One-year MBA candidates also tend to have more professional experience when entering their program. At the University of Pittsburgh, the average one-year MBA student has six to eight years of work experience, while an average two-year MBA student has four to five, Keller says.

Is it more difficult to be admitted to a one-year program?

Again, it depends. However, most programs say that they look at their one-year applicants and two-year applicants with the same level of scrutiny. Keller says the University of Pittsburgh tends to be a bit more selective when choosing its one-year candidates.

Either way, as a part of the admissions process, applicants must be extremely clear about their intentions both during and after the MBA program.

“One of the most important things is that candidates really need to articulate what their goals are,” Asbie says. “If we see someone who is applying to a one-year program and they’re making a career switch into an area like investment banking, that one-year program is probably not the best option.”

The tradeoffs of different MBA program lengths

One of the major differences between a one-year and two-year MBA program is the internship component. Usually, a two-year MBA student would pursue an internship the summer following the first year of study. Participants in the truncated program, however, dive right into the hunt for a full-time job following the one-year program.

“One of the big tradeoffs between doing the one-year and two-year programs is that internship in the summer,” Keller says. “That internship, more often than not, becomes a job offer.” 

This is especially true for competitive industries like investment banking and private equity that tend to recruit directly from their intern pool, admissions officials at several one-year MBA programs agree.
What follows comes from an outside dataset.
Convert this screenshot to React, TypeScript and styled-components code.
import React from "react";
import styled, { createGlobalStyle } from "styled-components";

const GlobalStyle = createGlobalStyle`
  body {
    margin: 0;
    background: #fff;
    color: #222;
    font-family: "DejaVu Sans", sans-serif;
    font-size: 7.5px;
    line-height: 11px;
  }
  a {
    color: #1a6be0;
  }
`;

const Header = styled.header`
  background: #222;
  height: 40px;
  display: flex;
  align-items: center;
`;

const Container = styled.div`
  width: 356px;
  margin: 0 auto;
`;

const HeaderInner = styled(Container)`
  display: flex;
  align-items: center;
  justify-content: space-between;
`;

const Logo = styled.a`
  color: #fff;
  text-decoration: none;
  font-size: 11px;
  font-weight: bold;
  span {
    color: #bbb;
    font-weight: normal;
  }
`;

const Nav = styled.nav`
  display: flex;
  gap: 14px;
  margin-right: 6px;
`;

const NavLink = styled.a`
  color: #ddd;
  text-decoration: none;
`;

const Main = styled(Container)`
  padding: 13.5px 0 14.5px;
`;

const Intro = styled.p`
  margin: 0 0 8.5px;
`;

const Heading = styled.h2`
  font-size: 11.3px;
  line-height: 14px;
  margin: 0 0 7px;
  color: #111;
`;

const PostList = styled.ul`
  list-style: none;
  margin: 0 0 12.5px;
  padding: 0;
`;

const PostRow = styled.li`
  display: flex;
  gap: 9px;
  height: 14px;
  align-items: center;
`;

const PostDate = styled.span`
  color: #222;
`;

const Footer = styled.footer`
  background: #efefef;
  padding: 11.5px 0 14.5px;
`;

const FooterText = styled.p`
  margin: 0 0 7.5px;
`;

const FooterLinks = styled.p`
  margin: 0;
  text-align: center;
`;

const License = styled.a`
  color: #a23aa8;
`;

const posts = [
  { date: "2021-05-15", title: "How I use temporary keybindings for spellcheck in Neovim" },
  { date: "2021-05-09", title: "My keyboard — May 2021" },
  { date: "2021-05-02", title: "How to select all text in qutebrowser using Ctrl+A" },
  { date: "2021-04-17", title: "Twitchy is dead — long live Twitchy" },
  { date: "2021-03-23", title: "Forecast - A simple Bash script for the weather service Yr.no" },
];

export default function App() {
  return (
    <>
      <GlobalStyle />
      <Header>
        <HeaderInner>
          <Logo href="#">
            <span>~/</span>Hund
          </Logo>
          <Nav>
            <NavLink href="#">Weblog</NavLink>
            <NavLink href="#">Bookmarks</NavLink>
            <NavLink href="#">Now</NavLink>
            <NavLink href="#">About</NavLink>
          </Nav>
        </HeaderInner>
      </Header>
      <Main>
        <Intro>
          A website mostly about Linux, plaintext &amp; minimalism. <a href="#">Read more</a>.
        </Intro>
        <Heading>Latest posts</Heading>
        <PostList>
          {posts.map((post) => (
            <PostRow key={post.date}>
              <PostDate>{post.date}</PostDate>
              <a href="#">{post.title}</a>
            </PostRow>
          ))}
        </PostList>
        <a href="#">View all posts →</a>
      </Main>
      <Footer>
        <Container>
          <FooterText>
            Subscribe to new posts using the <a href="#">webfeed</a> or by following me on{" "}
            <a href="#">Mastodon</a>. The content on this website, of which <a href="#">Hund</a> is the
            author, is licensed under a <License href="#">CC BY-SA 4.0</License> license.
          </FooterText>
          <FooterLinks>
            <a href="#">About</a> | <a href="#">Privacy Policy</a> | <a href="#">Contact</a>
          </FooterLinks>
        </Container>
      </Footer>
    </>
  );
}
Skipping an internship can work, though, for MBA candidates who plan to return to their current employer or family business post-grad.
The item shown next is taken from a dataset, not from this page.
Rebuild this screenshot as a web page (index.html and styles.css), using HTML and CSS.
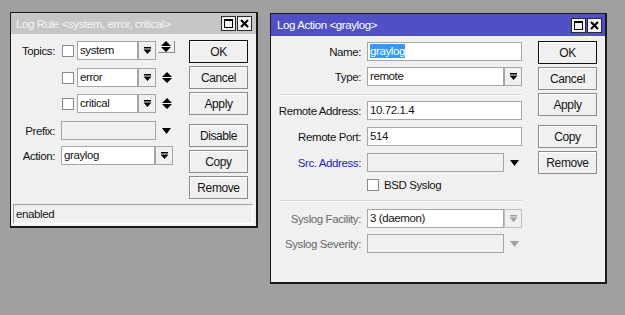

For that reason, a one-year MBA program may not be for everyone.

“If students are looking to make a major career shift, they may benefit from a formal internship and more time to network,” Hayes says, “meaning that the one-year program is not for them.” All one-year MBA students also must prioritize their interests and involvements because of their limited time on campus, she adds.

One-year programs can also be challenging for international students, as they have less time to acclimate to a new country, focus on their academics, and job hunt all at the same time, Keller adds. 

The advantages of a one-year program

Time is money. Since most one-year MBA programs require fewer semesters’ worth of tuition, the return on investment for a one-year program can be enticing. Bypassing courses at Kellogg’s one-year MBA program “means a cost savings in terms of tuition” and less time out of the workforce, Hayes says.

To weigh the advantages and disadvantages of the one-year versus the two-year MBA program, Mark Nelson, Cornell Johnson’s dean, emphasizes the importance of connecting with admissions officials, current students, and alumni.

“We want to make sure they’re in the right program for them,” he says. “Our goal is to help them realize their goal.”